In the first week of September 1998, when the default had already struck banks, the ruble, and presidential authority, The Wall Street Journal declared: “The Russian economy is not a defective market system; it is a highly sophisticated feudal system disguised as capitalism.” The phrase pointed to the persistence of a form of power in which the economy never fully emancipates itself from hierarchy, property never separates from favor, and wealth circulates less as a right than as a concession.
“The war economy has recovered the most Russian principle of feudalism: all property is a concession of power”
This continuity links 1998 with today’s Russia. The country has changed reserves, partners, language, and enemies, but has not completely broken with the old patrimonial logic in which society exists as the state’s available depth. Once it was banks, oligarchs, privatizations, and the ruble. Now it is refineries, directed credit, military salaries, inflation, and provinces that deliver men in exchange for income. The war economy has revived the most Russian feudal principle: all property is a concession of power and every life can be claimed as service.

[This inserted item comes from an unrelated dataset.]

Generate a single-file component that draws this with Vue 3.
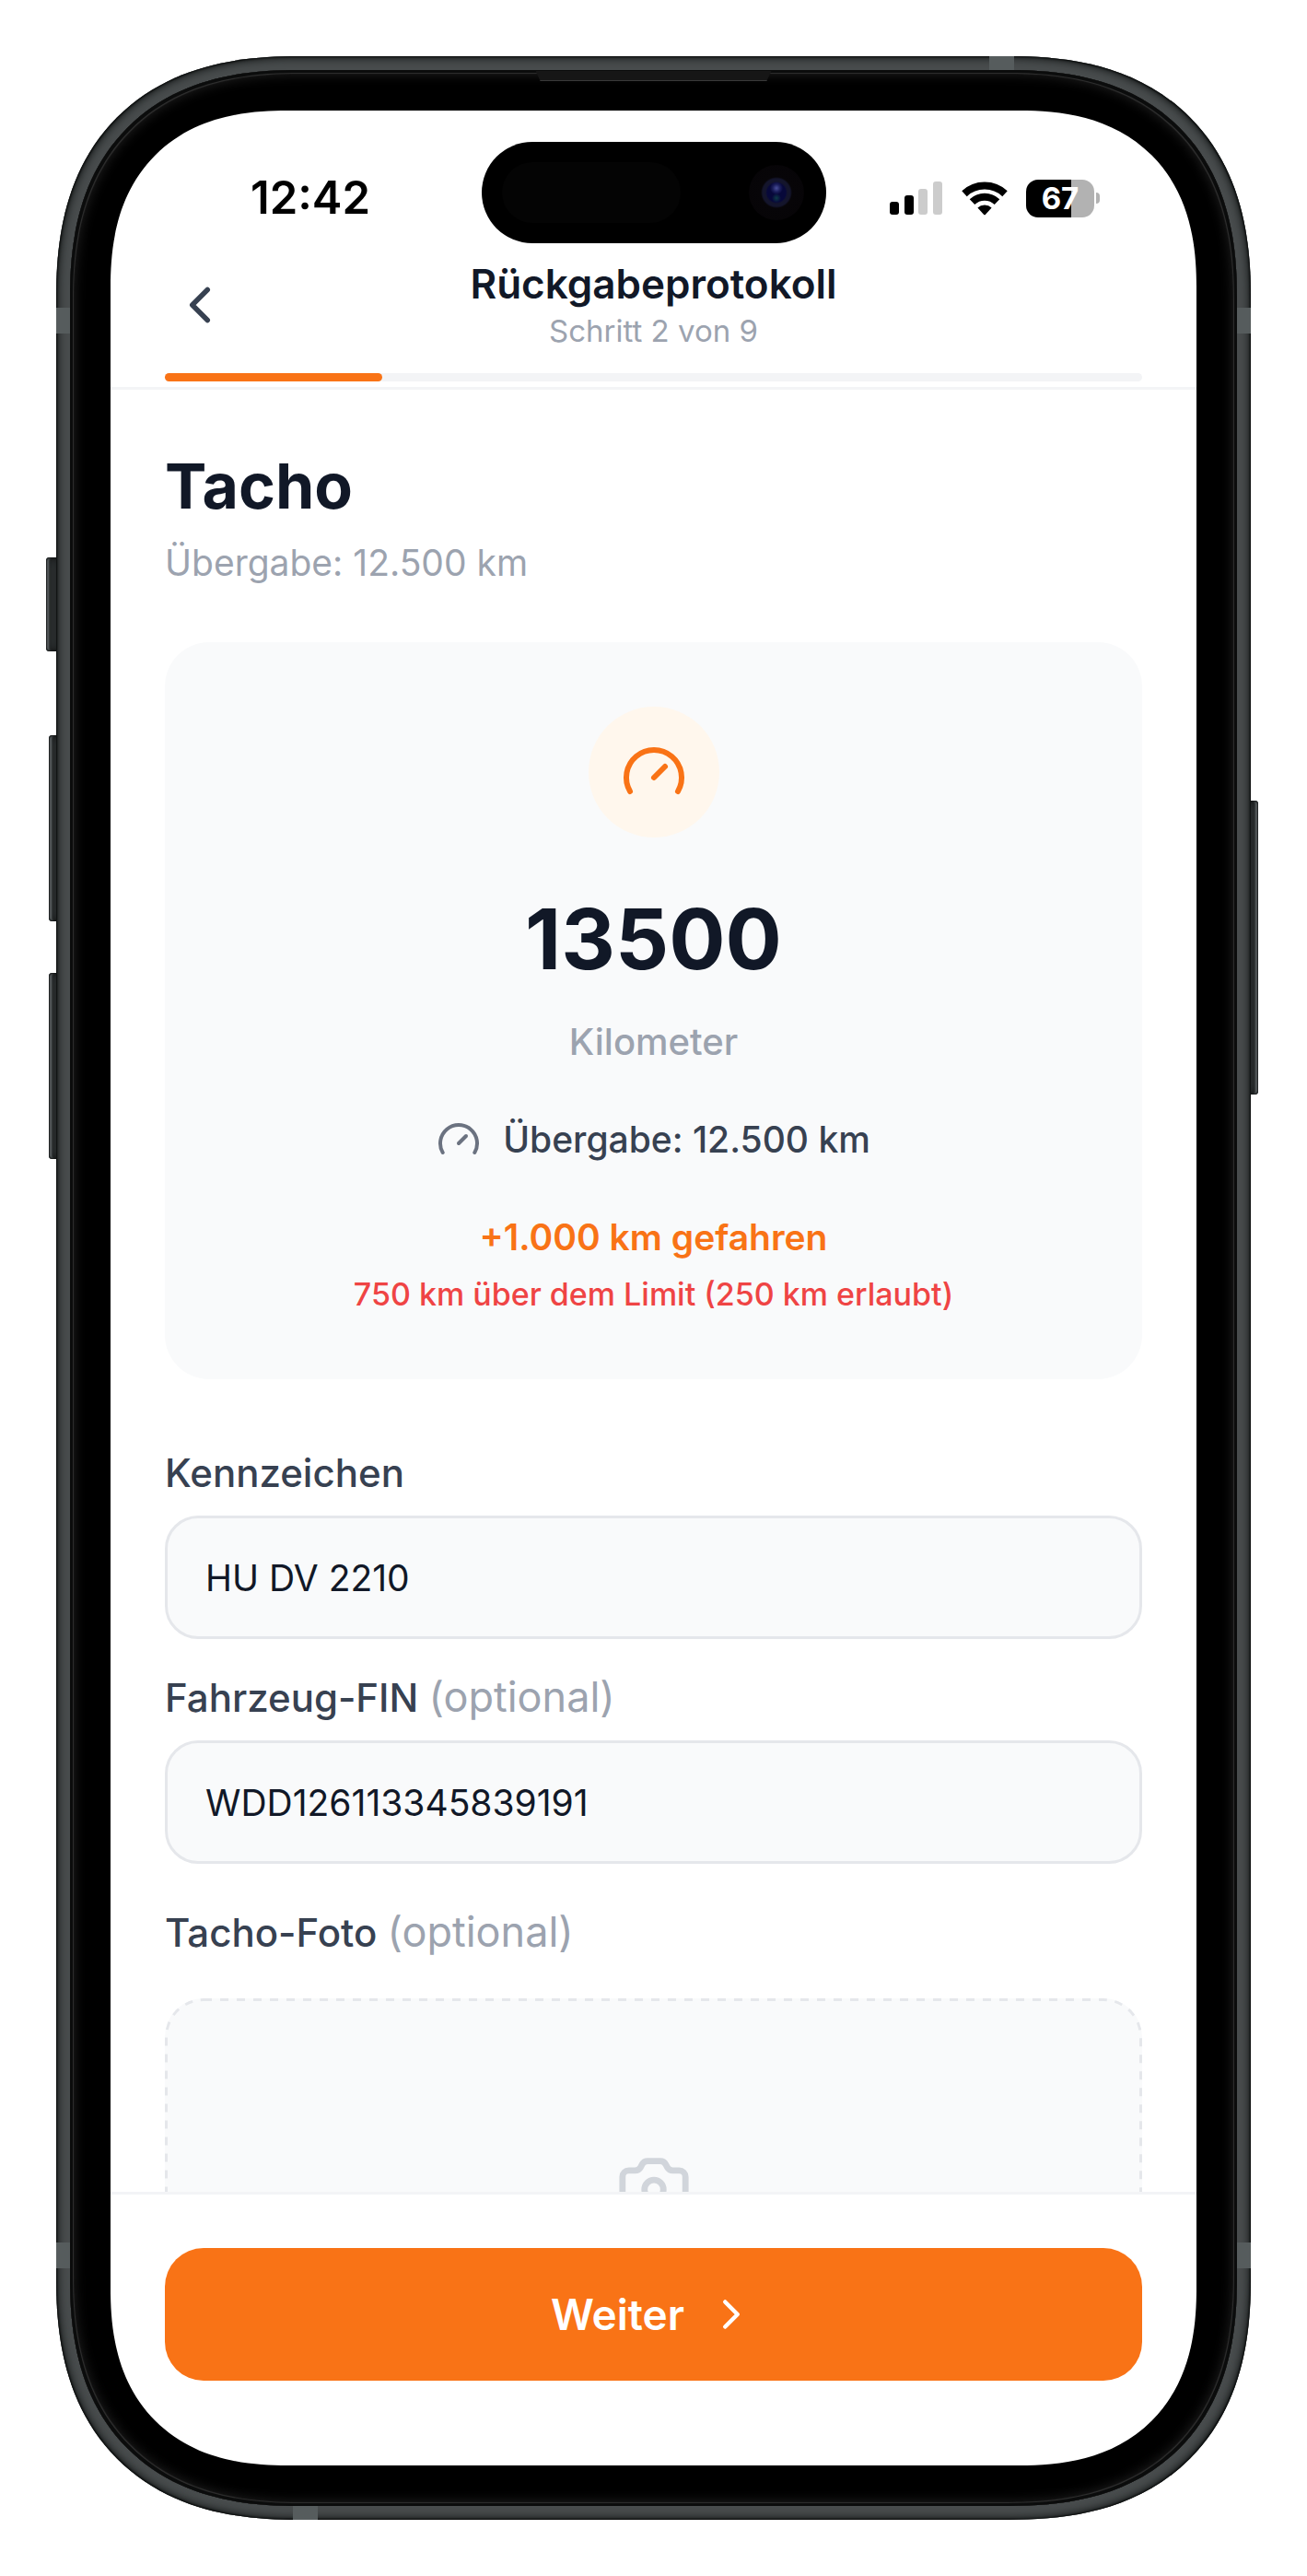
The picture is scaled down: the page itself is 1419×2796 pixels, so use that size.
<script setup>
import { ref } from 'vue'

const step = 2
const totalSteps = 9
const mileage = 13500
const plate = ref('HU DV 2210')
const vin = ref('WDD126113345839191')
</script>

<template>
  <div class="stage">
    <div class="phone">
      <span class="key key-action"></span>
      <span class="key key-up"></span>
      <span class="key key-down"></span>
      <span class="key key-power"></span>
      <div class="metal">
        <span class="band band-side band-left band-high"></span>
        <span class="band band-side band-right band-high"></span>
        <span class="band band-side band-left band-low"></span>
        <span class="band band-side band-right band-low"></span>
        <span class="band band-top"></span>
        <span class="band band-bottom"></span>
        <div class="bezel">
          <span class="earpiece"></span>
          <div class="screen">
            <div class="island">
              <span class="sensor"></span>
              <span class="camera-lens"></span>
            </div>

            <div class="status-bar">
              <span class="clock">12:42</span>
              <div class="status-icons">
                <svg class="signal" width="58" height="36" viewBox="0 0 58 36" aria-hidden="true">
                  <rect x="0" y="22" width="10" height="14" rx="3" />
                  <rect x="16" y="15" width="10" height="21" rx="3" />
                  <rect x="31" y="8" width="10" height="28" rx="3" fill="#cccccc" />
                  <rect x="47" y="0" width="10" height="36" rx="3" fill="#cccccc" />
                </svg>
                <svg class="wifi" width="50" height="37" viewBox="0 0 50 37" aria-hidden="true">
                  <g fill="none" stroke="#000">
                    <path d="M3 13.2A32.3 32.3 0 0 1 47 13.2" stroke-width="8" />
                    <path d="M11.5 22.2A19.5 19.5 0 0 1 38.5 22.2" stroke-width="8" />
                  </g>
                  <path d="M17.4 28.5A11 11 0 0 1 32.6 28.5L26 35.8Q25 36.8 24 35.8Z" />
                </svg>
                <div class="battery">
                  <span class="battery-body">67</span>
                  <span class="battery-tip"></span>
                </div>
              </div>
            </div>

            <header class="header">
              <div class="header-row">
                <button class="back" type="button" aria-label="Zurück">
                  <svg width="66" height="66" viewBox="0 0 24 24" aria-hidden="true">
                    <path d="m15 18-6-6 6-6" />
                  </svg>
                </button>
                <div class="header-text">
                  <h1 class="header-title">Rückgabeprotokoll</h1>
                  <p class="header-step">Schritt {{ step }} von {{ totalSteps }}</p>
                </div>
              </div>
              <div class="progress">
                <div class="progress-fill" :style="{ width: (step / totalSteps) * 100 + '%' }"></div>
              </div>
            </header>

            <main class="content">
              <h2 class="title">Tacho</h2>
              <p class="subtitle">Übergabe: 12.500 km</p>

              <section class="card">
                <div class="badge">
                  <svg width="72" height="72" viewBox="0 0 24 24" aria-hidden="true">
                    <path d="m12 14 4-4" />
                    <path d="M3.34 19a10 10 0 1 1 17.32 0" />
                  </svg>
                </div>
                <p class="mileage">{{ mileage }}</p>
                <p class="unit">Kilometer</p>
                <p class="handover">
                  <svg width="48" height="48" viewBox="0 0 24 24" aria-hidden="true">
                    <path d="m12 14 4-4" />
                    <path d="M3.34 19a10 10 0 1 1 17.32 0" />
                  </svg>
                  <span>Übergabe: 12.500 km</span>
                </p>
                <p class="driven">+1.000 km gefahren</p>
                <p class="limit">750 km über dem Limit (250 km erlaubt)</p>
              </section>

              <div class="fields">
                <div class="field">
                  <label class="label" for="plate">Kennzeichen</label>
                  <input id="plate" v-model="plate" class="input" type="text" />
                </div>
                <div class="field">
                  <label class="label" for="vin">Fahrzeug-FIN <span class="optional">(optional)</span></label>
                  <input id="vin" v-model="vin" class="input" type="text" />
                </div>
              </div>

              <p id="photo-label" class="label photo-label">Tacho-Foto <span class="optional">(optional)</span></p>
              <button class="dropzone" type="button" aria-labelledby="photo-label">
                <svg class="dropzone-outline" width="100%" height="100%" aria-hidden="true">
                  <rect class="dash" x="0" y="0" width="100%" height="100%" rx="42" />
                </svg>
                <svg class="camera-icon" width="82" height="82" viewBox="0 0 24 24" aria-hidden="true">
                  <path d="M13.997 4a2 2 0 0 1 1.76 1.05l.486.9A2 2 0 0 0 18.003 7H20a2 2 0 0 1 2 2v9a2 2 0 0 1-2 2H4a2 2 0 0 1-2-2V9a2 2 0 0 1 2-2h1.997a2 2 0 0 0 1.759-1.048l.489-.904A2 2 0 0 1 10.004 4z" />
                  <circle cx="12" cy="13" r="3" />
                </svg>
              </button>
            </main>

            <footer class="footer">
              <button class="next" type="button">
                <span>Weiter</span>
                <svg width="54" height="54" viewBox="0 0 24 24" aria-hidden="true">
                  <path d="m9 18 6-6-6-6" />
                </svg>
              </button>
            </footer>
          </div>
        </div>
      </div>
    </div>
  </div>
</template>

<style>
body {
  margin: 0;
  background: #ffffff;
}
</style>

<style scoped>
.stage {
  padding: 61px;
  font-family: "Inter", "Liberation Sans", sans-serif;
  color: #111827;
}

.stage * {
  box-sizing: border-box;
}

h1,
h2,
p {
  margin: 0;
}

button {
  border: 0;
  padding: 0;
  font-family: inherit;
  cursor: pointer;
}

svg {
  display: block;
  flex: none;
}

/* Device body */
.phone {
  position: relative;
}

.metal {
  position: relative;
  padding: 15px;
  border-radius: 228px;
  background: #484c4d;
  box-shadow: inset 0 0 2px 1px #0a0c0c, inset 0 0 10px 2px #141717;
}

.bezel {
  position: relative;
  padding: 44px;
  border-radius: 213px;
  background: #000000;
  box-shadow: inset 0 0 0 3px #0b0c0c, inset 0 0 1px 4px #303030, inset 0 0 14px 4px #222222;
}

.screen {
  position: relative;
  display: flex;
  flex-direction: column;
  aspect-ratio: 1179 / 2556;
  overflow: hidden;
  border-radius: 167px;
  background: #ffffff;
}

@supports (corner-shape: superellipse(1.25)) {
  .metal,
  .bezel,
  .screen {
    corner-shape: superellipse(1.25);
  }

  .metal {
    border-radius: 262px;
  }

  .bezel {
    border-radius: 247px;
  }

  .screen {
    border-radius: 192px;
  }
}

.key {
  position: absolute;
  border-radius: 4px;
  background: #2c3031;
  box-shadow: inset 0 0 2px 1px #0a0b0b, inset 3px 0 2px #6a7072, inset 0 0 8px 2px #161818;
}

.key-action {
  top: 20.35%;
  left: -11px;
  width: 16px;
  height: 3.8%;
}

.key-up,
.key-down {
  left: -8px;
  width: 14px;
  height: 7.55%;
}

.key-up {
  top: 27.55%;
}

.key-down {
  top: 37.2%;
}

.key-power {
  top: 30.2%;
  right: -8px;
  width: 14px;
  height: 11.95%;
  box-shadow: inset 0 0 2px 1px #0a0b0b, inset -3px 0 2px #6a7072, inset 0 0 8px 2px #161818;
}

.band {
  position: absolute;
  background: #565c5d;
}

.band-side {
  width: 15px;
  height: 28px;
}

.band-left {
  left: 0;
}

.band-right {
  right: 0;
}

.band-high {
  top: 10.2%;
}

.band-low {
  bottom: 10.2%;
}

.band-top,
.band-bottom {
  width: 27px;
  height: 15px;
}

.band-top {
  top: 0;
  right: 19.8%;
}

.band-bottom {
  bottom: 0;
  left: 19.8%;
}

.earpiece {
  position: absolute;
  top: 1px;
  left: 50%;
  width: 256px;
  height: 11px;
  margin-left: -128px;
  border-bottom: 1px solid #3a3a3a;
  background: #161616;
  clip-path: polygon(0 0, 100% 0, 98% 100%, 2% 100%);
}

/* Status bar */
.island {
  position: absolute;
  top: 34px;
  left: 50%;
  display: flex;
  align-items: center;
  justify-content: space-between;
  width: 374px;
  height: 110px;
  padding: 0 24px 0 22px;
  border-radius: 55px;
  background: #000000;
  transform: translateX(-50%);
}

.sensor {
  width: 194px;
  height: 66px;
  border-radius: 33px;
  background: #040404;
}

.camera-lens {
  width: 60px;
  height: 60px;
  border-radius: 50%;
  background:
    radial-gradient(circle at 50% 42%, #4a4f9a 0, #1c1f5c 4px, transparent 7px),
    radial-gradient(circle at 50% 60%, #0e3c48 0, transparent 5px),
    radial-gradient(circle, #07083a 0, #07083a 10px, #14152c 12px, #14152c 15px, #070508 17px, #060406 100%);
}

.status-bar {
  display: flex;
  align-items: center;
  justify-content: space-between;
  height: 150px;
  padding: 40px 105px 0 152px;
}

.clock {
  font-size: 49px;
  font-weight: 600;
  line-height: 60px;
  color: #000000;
}

.status-icons {
  display: flex;
  align-items: center;
  gap: 20px;
}

.battery {
  display: flex;
  align-items: center;
  gap: 2px;
}

.battery-body {
  width: 74px;
  height: 41px;
  border-radius: 13px;
  background: linear-gradient(90deg, #000000 66%, #b2b2b2 66%);
  color: #ffffff;
  font-size: 33px;
  font-weight: 700;
  line-height: 41px;
  text-align: center;
}

.battery-tip {
  width: 4px;
  height: 12px;
  border-radius: 0 6px 6px 0;
  background: #b2b2b2;
}

/* Header */
.header {
  padding: 10px 59px 6px;
  border-bottom: 3px solid #f3f4f6;
}

.header-row {
  display: grid;
  grid-template-columns: 1fr auto 1fr;
  align-items: center;
}

.back {
  display: flex;
  align-items: center;
  justify-content: center;
  width: 76px;
  height: 76px;
  background: transparent;
}

.back path {
  fill: none;
  stroke: #374151;
  stroke-width: 2;
  stroke-linecap: round;
  stroke-linejoin: round;
}

.header-text {
  text-align: center;
}

.header-title {
  font-size: 44px;
  font-weight: 600;
  line-height: 56px;
}

.header-step {
  color: #9ca3af;
  font-size: 33px;
  line-height: 46px;
}

.progress {
  height: 9px;
  margin-top: 23px;
  border-radius: 5px;
  background: #f3f4f6;
}

.progress-fill {
  height: 100%;
  border-radius: 5px;
  background: #f97316;
}

/* Content */
.content {
  flex: 1;
  min-height: 0;
  overflow: hidden;
  padding: 64px 59px 0;
}

.title {
  font-size: 68px;
  font-weight: 700;
  line-height: 80px;
}

.subtitle {
  margin-top: 16px;
  color: #9ca3af;
  font-size: 39px;
  line-height: 56px;
}

.card {
  display: flex;
  flex-direction: column;
  align-items: center;
  margin-top: 58px;
  padding: 70px 24px 68px;
  border-radius: 48px;
  background: #f9fafb;
  text-align: center;
}

.badge {
  display: flex;
  align-items: center;
  justify-content: center;
  width: 142px;
  height: 142px;
  border-radius: 50%;
  background: #fff7ed;
}

.badge path,
.handover path {
  fill: none;
  stroke: #f97316;
  stroke-width: 2;
  stroke-linecap: round;
  stroke-linejoin: round;
}

.mileage {
  margin-top: 54px;
  font-size: 91px;
  font-weight: 700;
  line-height: 112px;
}

.unit {
  margin-top: 28px;
  color: #9ca3af;
  font-size: 40px;
  font-weight: 500;
  line-height: 56px;
}

.handover {
  display: flex;
  align-items: center;
  gap: 24px;
  margin-top: 50px;
  color: #374151;
  font-size: 39px;
  font-weight: 500;
  line-height: 56px;
}

.handover path {
  stroke: #6b7280;
}

.driven {
  margin-top: 50px;
  color: #f97316;
  font-size: 39px;
  font-weight: 600;
  line-height: 56px;
}

.limit {
  margin-top: 10px;
  color: #ef4444;
  font-size: 34px;
  font-weight: 500;
  line-height: 48px;
}

.fields {
  display: flex;
  flex-direction: column;
  gap: 34px;
  margin-top: 72px;
}

.field {
  display: flex;
  flex-direction: column;
  gap: 16px;
}

.label {
  color: #374151;
  font-size: 42px;
  font-weight: 500;
  line-height: 60px;
}

.optional {
  color: #9ca3af;
  font-size: 45px;
  font-weight: 400;
  line-height: 1;
}

.input {
  width: 100%;
  height: 134px;
  padding: 0 41px;
  border: 3px solid #e5e7eb;
  border-radius: 36px;
  background: #f9fafb;
  color: #111827;
  font-family: inherit;
  font-size: 39px;
  outline: none;
}

.photo-label {
  margin-top: 45px;
}

.dropzone {
  position: relative;
  display: flex;
  justify-content: center;
  width: 100%;
  height: 480px;
  margin-top: 41px;
  padding-top: 163px;
  border-radius: 42px;
  background: #f9fafb;
  overflow: hidden;
}

.dropzone-outline {
  position: absolute;
  inset: 0;
}

.dash {
  fill: none;
  stroke: #e5e7eb;
  stroke-width: 6;
  stroke-dasharray: 9 9;
}

.camera-icon {
  fill: none;
  stroke: #d1d5db;
  stroke-width: 2;
  stroke-linecap: round;
  stroke-linejoin: round;
}

/* Footer */
.footer {
  padding: 58px 59px 92px;
  border-top: 3px solid #f3f4f6;
}

.next {
  display: flex;
  align-items: center;
  justify-content: center;
  gap: 24px;
  width: 100%;
  height: 144px;
  border-radius: 42px;
  background: #f97316;
  color: #ffffff;
  font-size: 46px;
  font-weight: 600;
}

.next path {
  fill: none;
  stroke: #ffffff;
  stroke-width: 2;
  stroke-linecap: round;
  stroke-linejoin: round;
}
</style>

The contradiction closes the circle. Putin promised to redeem the humiliation of 1998 by building a state capable of protecting the country from chaos. The war has slowly inverted that promise. The power no longer protects society from fragility; it manages society’s fragility to protect itself. Perhaps the Russian power will manage to save itself again. The country, in turn, may emerge from that salvation smaller, poorer, and more captive to its own history.